◆ DATA
•••

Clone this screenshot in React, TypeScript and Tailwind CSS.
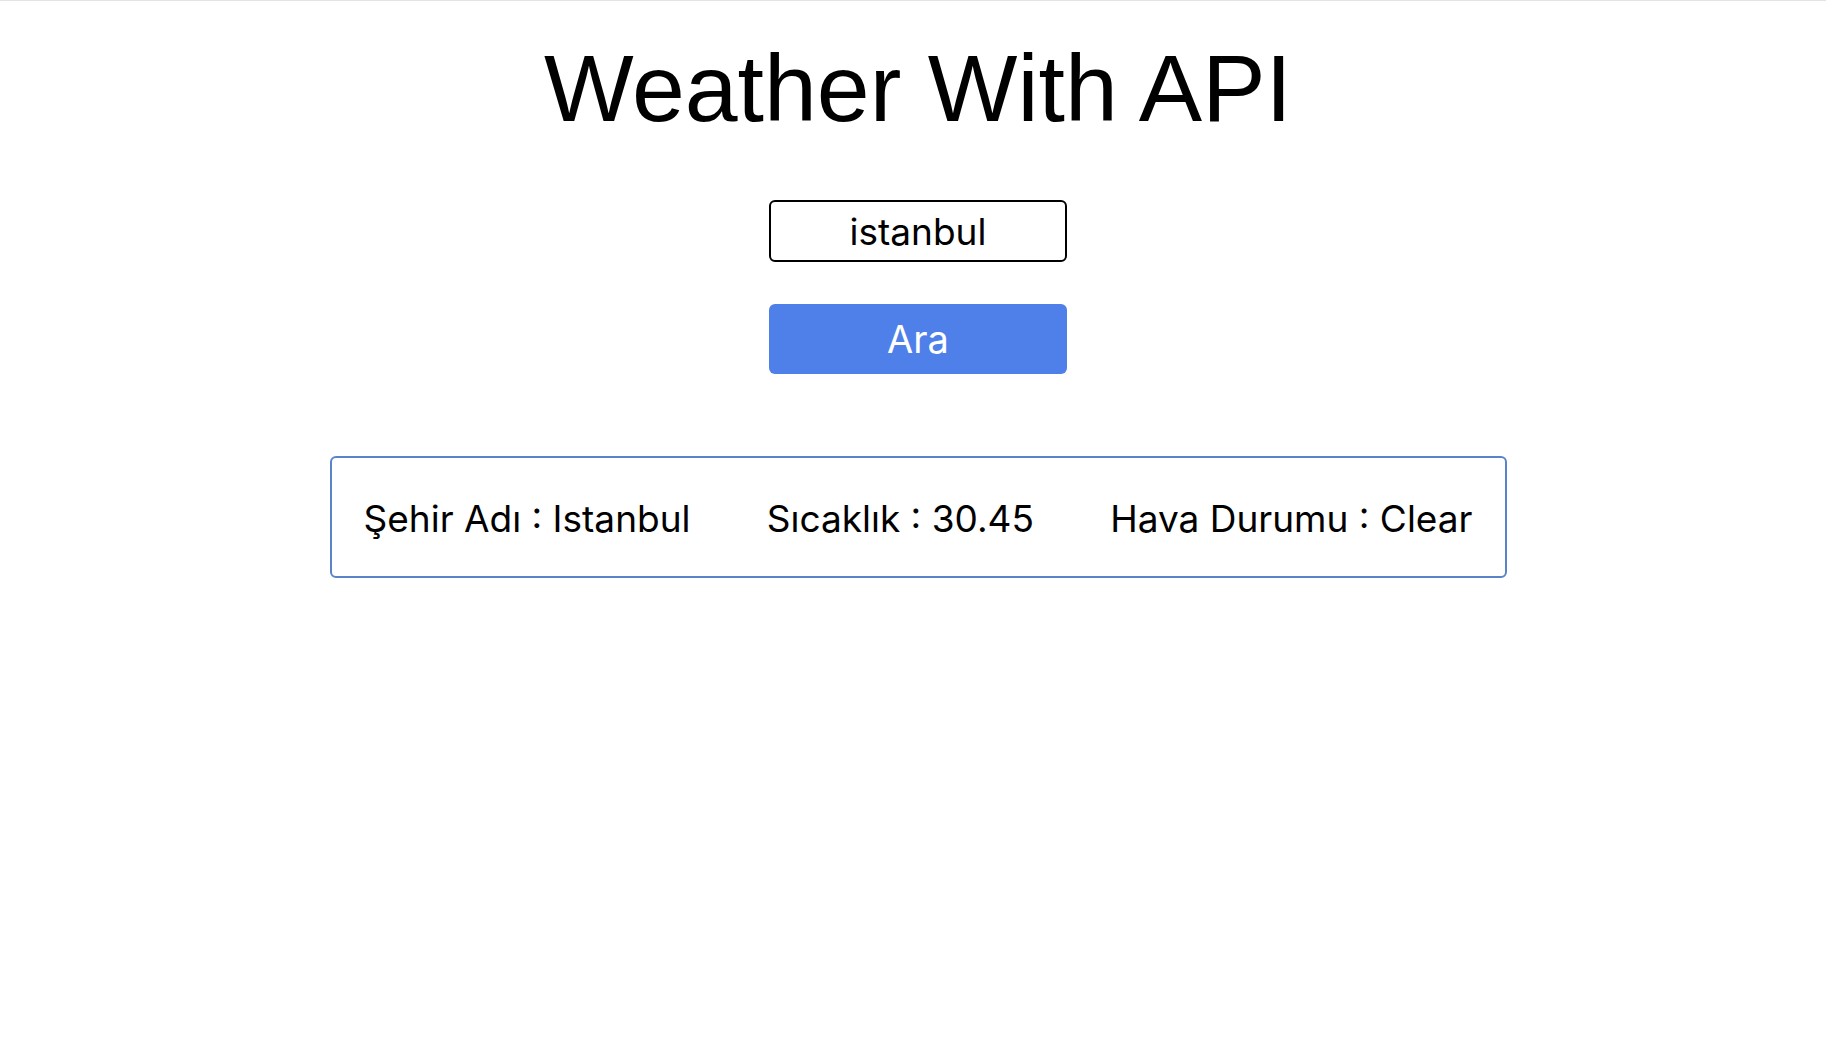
import React, { useState } from "react";

const App: React.FC = () => {
  const [city, setCity] = useState<string>("istanbul");

  return (
    <div className="min-h-screen w-full border-t border-[#e3e3e3] bg-white">
      <div className="flex flex-col items-center pl-[10px]">
        <h1 className="mt-[40px] text-[95px] leading-none text-black [font-family:'Liberation_Sans',Arial,sans-serif]">
          Weather With API
        </h1>

        {/* search */}
        <input
          type="text"
          value={city}
          onChange={(e) => setCity(e.target.value)}
          className="mt-[64px] h-[62px] w-[298px] rounded-[6px] border-2 border-black bg-white text-center text-[37px] text-black outline-none [font-family:Inter,'Noto_Sans',sans-serif]"
        />
        <button
          type="button"
          className="mt-[42px] h-[70px] w-[298px] rounded-[6px] bg-[#4f80ea] text-[38px] text-white [font-family:Inter,'Noto_Sans',sans-serif]"
        >
          Ara
        </button>

        {/* result */}
        <div className="mt-[82px] flex h-[122px] w-[1177px] items-center justify-between rounded-[6px] border-2 border-[#5b83c9] px-[32px] pt-[4px] text-[37px] text-black [font-family:Inter,'Noto_Sans',sans-serif]">
          <span>Şehir Adı : Istanbul</span>
          <span>Sıcaklık : 30.45</span>
          <span>Hava Durumu : Clear</span>
        </div>
      </div>
    </div>
  );
};

export default App;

•••

Without the pictures, repeat the listing above exactly.

Clone this screenshot in React, TypeScript and Tailwind CSS.
import React, { useState } from "react";

const App: React.FC = () => {
  const [city, setCity] = useState<string>("istanbul");

  return (
    <div className="min-h-screen w-full border-t border-[#e3e3e3] bg-white">
      <div className="flex flex-col items-center pl-[10px]">
        <h1 className="mt-[40px] text-[95px] leading-none text-black [font-family:'Liberation_Sans',Arial,sans-serif]">
          Weather With API
        </h1>

        {/* search */}
        <input
          type="text"
          value={city}
          onChange={(e) => setCity(e.target.value)}
          className="mt-[64px] h-[62px] w-[298px] rounded-[6px] border-2 border-black bg-white text-center text-[37px] text-black outline-none [font-family:Inter,'Noto_Sans',sans-serif]"
        />
        <button
          type="button"
          className="mt-[42px] h-[70px] w-[298px] rounded-[6px] bg-[#4f80ea] text-[38px] text-white [font-family:Inter,'Noto_Sans',sans-serif]"
        >
          Ara
        </button>

        {/* result */}
        <div className="mt-[82px] flex h-[122px] w-[1177px] items-center justify-between rounded-[6px] border-2 border-[#5b83c9] px-[32px] pt-[4px] text-[37px] text-black [font-family:Inter,'Noto_Sans',sans-serif]">
          <span>Şehir Adı : Istanbul</span>
          <span>Sıcaklık : 30.45</span>
          <span>Hava Durumu : Clear</span>
        </div>
      </div>
    </div>
  );
};

export default App;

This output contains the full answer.